**Supplied information**
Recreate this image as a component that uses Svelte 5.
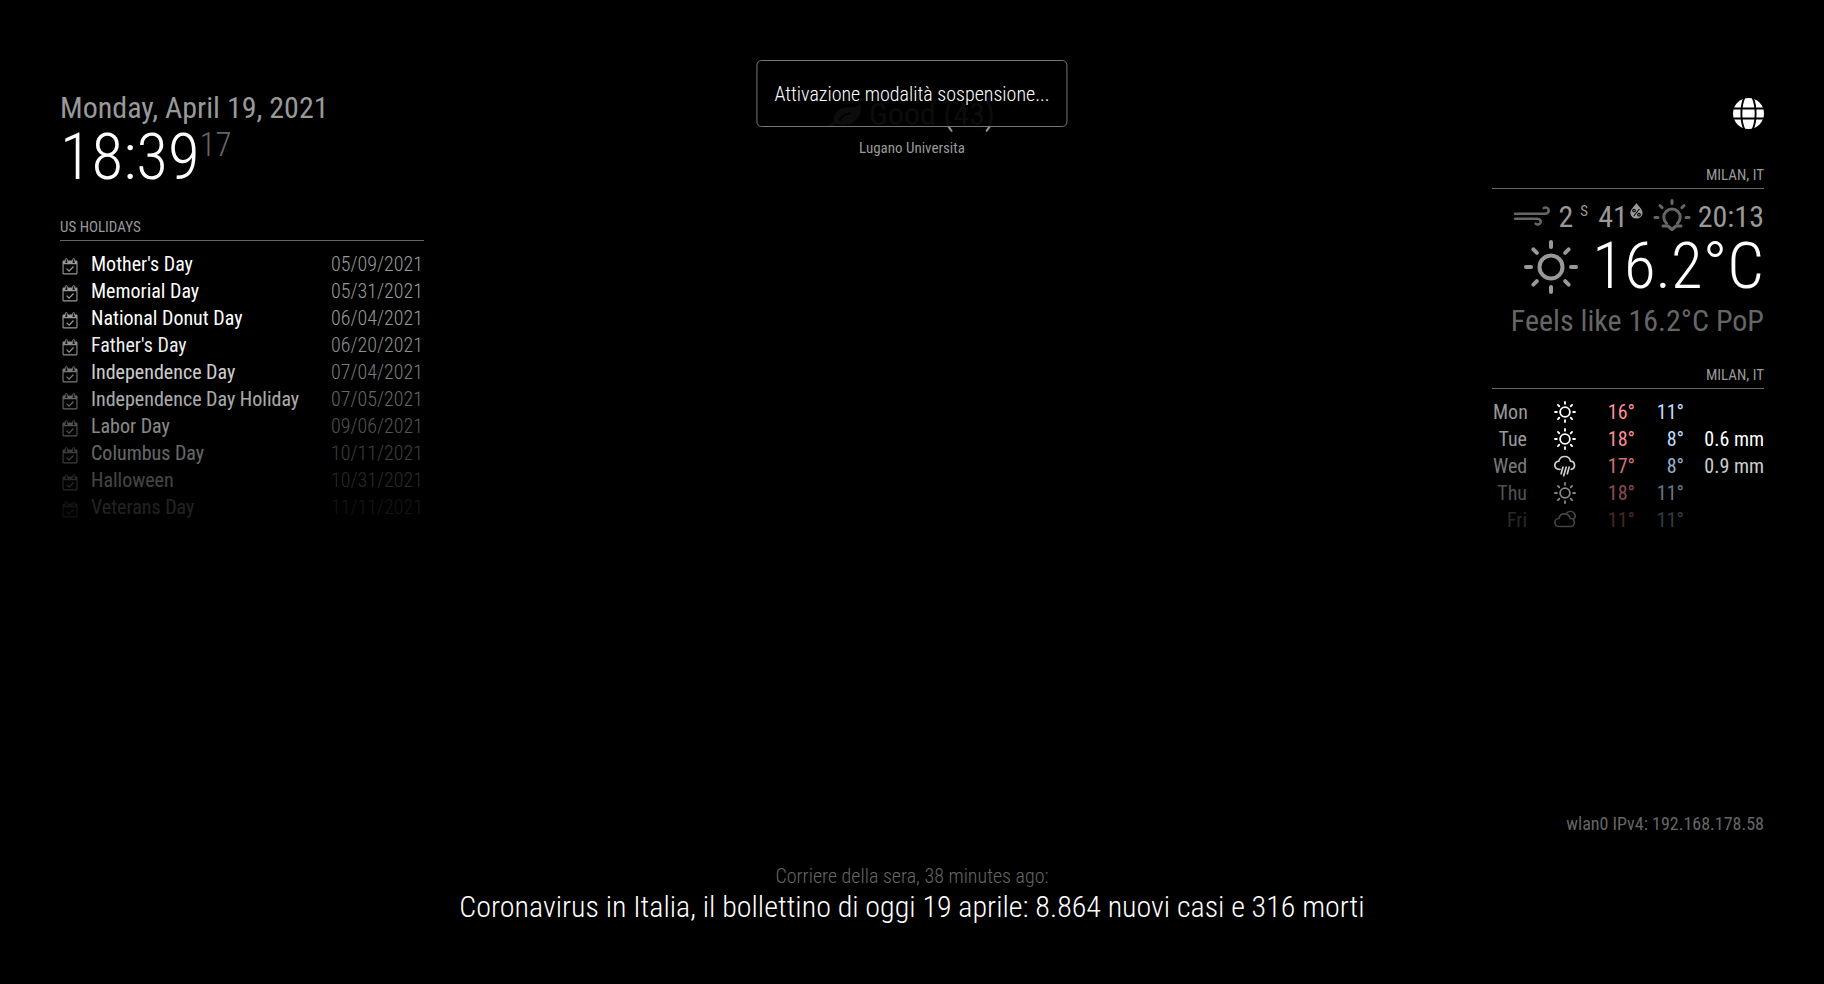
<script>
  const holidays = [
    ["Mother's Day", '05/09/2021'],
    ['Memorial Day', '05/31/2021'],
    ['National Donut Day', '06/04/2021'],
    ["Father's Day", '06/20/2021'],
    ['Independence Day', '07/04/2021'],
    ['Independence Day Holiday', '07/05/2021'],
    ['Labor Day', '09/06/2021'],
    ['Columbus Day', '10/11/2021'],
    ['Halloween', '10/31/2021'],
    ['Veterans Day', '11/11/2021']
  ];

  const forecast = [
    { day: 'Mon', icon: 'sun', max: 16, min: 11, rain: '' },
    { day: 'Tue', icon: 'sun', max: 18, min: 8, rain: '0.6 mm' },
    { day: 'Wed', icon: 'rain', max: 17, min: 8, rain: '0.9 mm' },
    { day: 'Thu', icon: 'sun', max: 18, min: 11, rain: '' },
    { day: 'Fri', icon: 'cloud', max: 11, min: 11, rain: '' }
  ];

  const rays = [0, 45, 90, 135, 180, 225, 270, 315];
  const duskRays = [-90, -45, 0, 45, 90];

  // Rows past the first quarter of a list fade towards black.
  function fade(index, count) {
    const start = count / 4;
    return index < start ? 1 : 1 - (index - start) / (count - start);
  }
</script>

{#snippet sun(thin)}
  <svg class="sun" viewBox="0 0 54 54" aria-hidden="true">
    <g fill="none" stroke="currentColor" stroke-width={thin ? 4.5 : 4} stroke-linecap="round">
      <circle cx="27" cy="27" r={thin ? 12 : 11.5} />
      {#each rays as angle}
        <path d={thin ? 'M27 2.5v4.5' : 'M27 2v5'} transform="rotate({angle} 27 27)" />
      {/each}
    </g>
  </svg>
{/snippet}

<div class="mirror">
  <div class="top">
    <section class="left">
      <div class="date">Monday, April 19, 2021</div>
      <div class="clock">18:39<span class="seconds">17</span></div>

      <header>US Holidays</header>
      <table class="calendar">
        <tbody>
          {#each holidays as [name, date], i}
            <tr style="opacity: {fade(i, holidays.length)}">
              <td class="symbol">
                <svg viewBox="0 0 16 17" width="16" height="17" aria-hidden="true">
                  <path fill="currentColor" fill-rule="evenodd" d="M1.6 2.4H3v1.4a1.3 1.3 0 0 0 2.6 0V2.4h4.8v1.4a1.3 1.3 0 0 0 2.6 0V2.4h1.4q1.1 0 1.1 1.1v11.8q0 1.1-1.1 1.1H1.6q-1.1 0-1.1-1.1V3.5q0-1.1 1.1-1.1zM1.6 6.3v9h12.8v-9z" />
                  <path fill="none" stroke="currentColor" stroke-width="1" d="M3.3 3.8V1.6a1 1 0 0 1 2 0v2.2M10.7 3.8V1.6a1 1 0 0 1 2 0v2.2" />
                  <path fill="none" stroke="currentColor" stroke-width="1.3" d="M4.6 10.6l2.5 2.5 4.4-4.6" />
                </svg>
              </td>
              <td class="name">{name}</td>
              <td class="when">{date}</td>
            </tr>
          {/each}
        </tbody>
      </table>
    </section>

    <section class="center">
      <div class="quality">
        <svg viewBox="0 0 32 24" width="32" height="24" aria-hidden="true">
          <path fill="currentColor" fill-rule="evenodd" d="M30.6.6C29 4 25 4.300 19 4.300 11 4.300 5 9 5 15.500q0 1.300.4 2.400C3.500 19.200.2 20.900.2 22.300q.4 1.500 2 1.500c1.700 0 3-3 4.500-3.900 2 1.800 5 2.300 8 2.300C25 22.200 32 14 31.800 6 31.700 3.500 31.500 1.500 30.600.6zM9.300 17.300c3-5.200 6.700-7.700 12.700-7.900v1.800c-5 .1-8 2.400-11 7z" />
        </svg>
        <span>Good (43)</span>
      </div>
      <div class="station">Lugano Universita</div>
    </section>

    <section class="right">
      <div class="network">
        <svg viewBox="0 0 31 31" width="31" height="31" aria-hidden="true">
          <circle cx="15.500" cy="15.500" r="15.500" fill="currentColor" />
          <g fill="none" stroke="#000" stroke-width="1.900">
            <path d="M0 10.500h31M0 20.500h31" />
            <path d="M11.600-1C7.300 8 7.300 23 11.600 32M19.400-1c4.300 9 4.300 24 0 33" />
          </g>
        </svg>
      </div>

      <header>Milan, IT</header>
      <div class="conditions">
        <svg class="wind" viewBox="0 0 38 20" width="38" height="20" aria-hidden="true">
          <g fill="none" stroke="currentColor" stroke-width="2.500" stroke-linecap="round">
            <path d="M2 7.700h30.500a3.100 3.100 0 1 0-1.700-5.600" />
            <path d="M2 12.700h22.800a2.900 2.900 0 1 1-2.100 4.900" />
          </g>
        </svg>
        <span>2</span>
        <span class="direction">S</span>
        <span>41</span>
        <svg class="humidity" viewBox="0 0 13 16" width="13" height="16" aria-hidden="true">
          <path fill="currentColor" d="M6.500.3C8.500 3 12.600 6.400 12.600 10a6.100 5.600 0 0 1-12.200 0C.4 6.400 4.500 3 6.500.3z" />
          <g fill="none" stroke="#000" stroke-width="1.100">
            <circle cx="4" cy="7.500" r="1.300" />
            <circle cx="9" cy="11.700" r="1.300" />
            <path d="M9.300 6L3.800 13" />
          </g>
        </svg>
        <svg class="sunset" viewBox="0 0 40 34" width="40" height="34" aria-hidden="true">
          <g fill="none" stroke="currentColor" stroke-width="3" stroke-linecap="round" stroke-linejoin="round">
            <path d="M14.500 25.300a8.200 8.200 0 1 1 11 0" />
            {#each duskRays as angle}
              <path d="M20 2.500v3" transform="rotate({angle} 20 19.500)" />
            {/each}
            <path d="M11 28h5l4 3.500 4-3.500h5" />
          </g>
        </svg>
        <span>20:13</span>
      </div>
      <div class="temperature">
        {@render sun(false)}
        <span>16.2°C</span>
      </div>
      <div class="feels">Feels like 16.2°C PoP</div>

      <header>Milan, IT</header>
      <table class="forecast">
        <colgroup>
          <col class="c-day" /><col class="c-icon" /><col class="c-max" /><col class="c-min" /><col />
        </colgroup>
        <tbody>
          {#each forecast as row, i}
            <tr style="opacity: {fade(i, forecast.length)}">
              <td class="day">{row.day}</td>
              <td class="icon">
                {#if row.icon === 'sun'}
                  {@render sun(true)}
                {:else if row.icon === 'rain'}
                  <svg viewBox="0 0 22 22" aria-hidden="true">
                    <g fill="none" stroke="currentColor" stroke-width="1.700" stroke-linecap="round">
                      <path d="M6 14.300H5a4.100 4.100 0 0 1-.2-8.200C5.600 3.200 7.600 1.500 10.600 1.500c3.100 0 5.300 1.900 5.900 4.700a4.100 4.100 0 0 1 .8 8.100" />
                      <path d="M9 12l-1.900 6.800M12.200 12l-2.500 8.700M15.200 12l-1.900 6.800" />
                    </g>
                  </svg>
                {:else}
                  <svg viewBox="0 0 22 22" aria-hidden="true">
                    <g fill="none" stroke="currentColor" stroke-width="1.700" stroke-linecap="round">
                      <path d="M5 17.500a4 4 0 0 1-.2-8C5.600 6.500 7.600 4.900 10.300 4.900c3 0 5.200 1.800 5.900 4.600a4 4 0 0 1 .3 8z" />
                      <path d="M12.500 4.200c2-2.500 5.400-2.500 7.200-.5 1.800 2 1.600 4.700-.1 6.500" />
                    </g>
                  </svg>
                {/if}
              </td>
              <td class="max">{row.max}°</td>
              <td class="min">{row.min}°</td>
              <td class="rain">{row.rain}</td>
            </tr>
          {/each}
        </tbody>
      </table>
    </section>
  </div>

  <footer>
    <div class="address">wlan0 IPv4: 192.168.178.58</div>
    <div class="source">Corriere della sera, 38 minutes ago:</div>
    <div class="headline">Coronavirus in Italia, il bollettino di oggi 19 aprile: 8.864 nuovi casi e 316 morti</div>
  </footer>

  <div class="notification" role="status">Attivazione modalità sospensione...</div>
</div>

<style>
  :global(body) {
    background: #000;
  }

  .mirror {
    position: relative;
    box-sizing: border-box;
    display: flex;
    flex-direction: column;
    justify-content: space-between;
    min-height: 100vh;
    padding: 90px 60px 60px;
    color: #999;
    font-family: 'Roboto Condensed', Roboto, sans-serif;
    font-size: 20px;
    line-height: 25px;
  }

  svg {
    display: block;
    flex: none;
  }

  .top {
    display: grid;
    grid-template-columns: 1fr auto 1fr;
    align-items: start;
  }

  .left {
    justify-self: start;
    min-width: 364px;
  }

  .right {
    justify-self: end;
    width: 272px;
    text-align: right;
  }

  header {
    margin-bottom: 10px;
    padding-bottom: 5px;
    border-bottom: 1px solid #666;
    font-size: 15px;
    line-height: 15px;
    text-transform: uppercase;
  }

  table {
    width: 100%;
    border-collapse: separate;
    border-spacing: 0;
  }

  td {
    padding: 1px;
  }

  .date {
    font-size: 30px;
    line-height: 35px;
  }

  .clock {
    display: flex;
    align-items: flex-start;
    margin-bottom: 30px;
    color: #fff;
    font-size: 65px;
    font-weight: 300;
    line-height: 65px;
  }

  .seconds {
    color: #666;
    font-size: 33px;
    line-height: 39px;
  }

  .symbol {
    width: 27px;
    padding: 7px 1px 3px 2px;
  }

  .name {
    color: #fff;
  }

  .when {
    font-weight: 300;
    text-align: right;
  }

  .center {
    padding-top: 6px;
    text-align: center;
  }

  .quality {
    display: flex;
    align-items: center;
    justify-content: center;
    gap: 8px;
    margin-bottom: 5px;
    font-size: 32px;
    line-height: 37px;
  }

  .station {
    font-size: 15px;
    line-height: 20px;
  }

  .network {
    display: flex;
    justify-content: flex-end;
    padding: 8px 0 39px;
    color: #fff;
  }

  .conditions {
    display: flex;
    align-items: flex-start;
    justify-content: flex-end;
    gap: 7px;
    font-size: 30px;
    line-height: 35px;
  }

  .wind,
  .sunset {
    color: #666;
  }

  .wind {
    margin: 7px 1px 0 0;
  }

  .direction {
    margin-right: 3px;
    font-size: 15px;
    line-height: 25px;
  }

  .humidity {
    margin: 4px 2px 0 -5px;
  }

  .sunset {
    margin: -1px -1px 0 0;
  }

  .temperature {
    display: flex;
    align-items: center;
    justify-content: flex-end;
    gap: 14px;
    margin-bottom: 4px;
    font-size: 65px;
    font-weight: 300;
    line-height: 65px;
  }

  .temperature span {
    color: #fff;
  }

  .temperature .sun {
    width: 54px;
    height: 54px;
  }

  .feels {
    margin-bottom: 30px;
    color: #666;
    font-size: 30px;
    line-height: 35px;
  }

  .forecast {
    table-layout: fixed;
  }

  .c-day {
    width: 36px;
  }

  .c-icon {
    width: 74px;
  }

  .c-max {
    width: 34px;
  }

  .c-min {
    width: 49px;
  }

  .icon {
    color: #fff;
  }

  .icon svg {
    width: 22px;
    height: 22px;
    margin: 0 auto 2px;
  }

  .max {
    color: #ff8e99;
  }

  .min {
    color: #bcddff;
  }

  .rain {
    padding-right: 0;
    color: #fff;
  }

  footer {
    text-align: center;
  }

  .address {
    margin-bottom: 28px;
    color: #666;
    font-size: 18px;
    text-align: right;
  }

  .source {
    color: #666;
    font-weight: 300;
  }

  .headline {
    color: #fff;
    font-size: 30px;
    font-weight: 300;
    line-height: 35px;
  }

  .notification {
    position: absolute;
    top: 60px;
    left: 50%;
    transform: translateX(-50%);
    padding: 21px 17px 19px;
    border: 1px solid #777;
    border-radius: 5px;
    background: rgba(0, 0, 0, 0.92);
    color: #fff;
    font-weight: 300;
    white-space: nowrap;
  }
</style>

**Exercise task**
Give again, word for word, every line from the top of the data above to the line holding "const duskRays = [-90, -45, 0, 45, 90];", inclusive, with the pictures left out.

**Response for this exercise**
Recreate this image as a component that uses Svelte 5.
<script>
  const holidays = [
    ["Mother's Day", '05/09/2021'],
    ['Memorial Day', '05/31/2021'],
    ['National Donut Day', '06/04/2021'],
    ["Father's Day", '06/20/2021'],
    ['Independence Day', '07/04/2021'],
    ['Independence Day Holiday', '07/05/2021'],
    ['Labor Day', '09/06/2021'],
    ['Columbus Day', '10/11/2021'],
    ['Halloween', '10/31/2021'],
    ['Veterans Day', '11/11/2021']
  ];

  const forecast = [
    { day: 'Mon', icon: 'sun', max: 16, min: 11, rain: '' },
    { day: 'Tue', icon: 'sun', max: 18, min: 8, rain: '0.6 mm' },
    { day: 'Wed', icon: 'rain', max: 17, min: 8, rain: '0.9 mm' },
    { day: 'Thu', icon: 'sun', max: 18, min: 11, rain: '' },
    { day: 'Fri', icon: 'cloud', max: 11, min: 11, rain: '' }
  ];

  const rays = [0, 45, 90, 135, 180, 225, 270, 315];
  const duskRays = [-90, -45, 0, 45, 90];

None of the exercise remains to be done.